Since we've converted all of our network code over to NSURLSession from NSURLConnection (right?!?), we'll use NSURLSession for this example.

As we discussed before, NSURLSession handles all of the decompression for us. Awesome. Except it needs to back off and give us a little emotional space because it's trying too hard and it is getting in the way of progress.

Download progress specifically.

🙄

Here is the delegate method that we all know and love that gets called when we get a response from the server.

func URLSession(_ session: NSURLSession, dataTask dataTask: NSURLSessionDataTask, didReceiveData data: NSData)

There's a lot of interesting objects in there. We know that we can grab that dataTask and check its countOfBytesReceived property and we divide it by its countOfBytesExpectedToReceive and we have the progress percent.

Except.

With gzipped content, NSURLSession will always report countOfBytesExpectedToReceive as -1. Also, the countOfBytesReceived is the uncompressed count, not the actual number of bytes transmitted to the app. 😒 It really tries to hide the compression from you.
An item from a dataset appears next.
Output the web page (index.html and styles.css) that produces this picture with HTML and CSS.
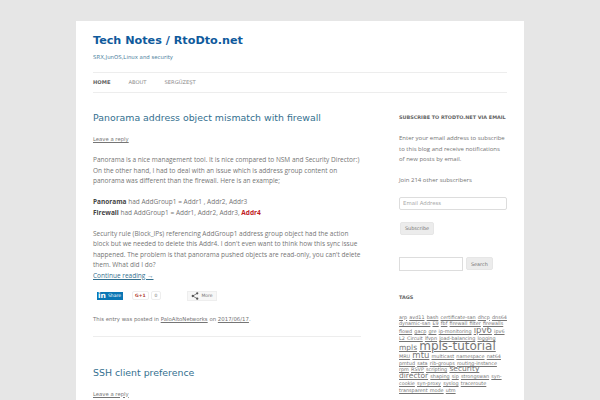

This is where our header hack comes into play. Server headers that start with X- are user-defined, non-standard headers. We sneaked the uncompressed download size into the header so we can make this the body of our delegate method.
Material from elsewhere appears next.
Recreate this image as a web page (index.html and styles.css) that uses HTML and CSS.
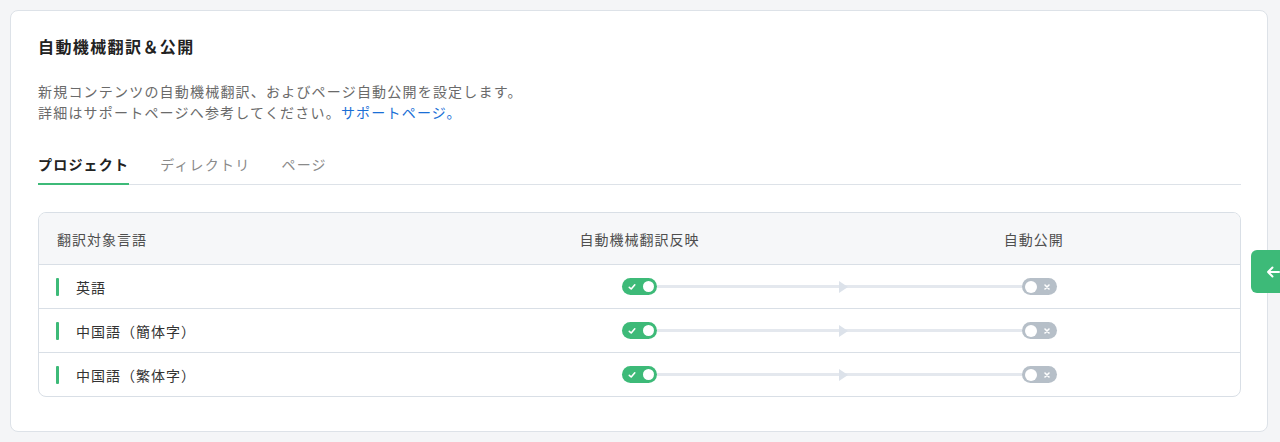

 if let response = downloadTask.response as? NSHTTPURLResponse,
    let contentLengthString = response.allHeaderFields["X-Uncompressed-Content-Length"] as? String,
    let contentLength = Int64(contentLengthString) {
                print("Download: \(totalBytesWritten)/\(contentLength)")
        }

First we cast our response as a NSHTTPURLResponse (geez, that name) and we grab our uncompressed content length from the header. We then convert it to an Int64 and divide the downloaded count from the delegate for our uncompressed total.

And 👏🏾, data transfer progress of gzipped data in our Swift app. Greatly reduced traffic. Faster downloads. Win/win/win.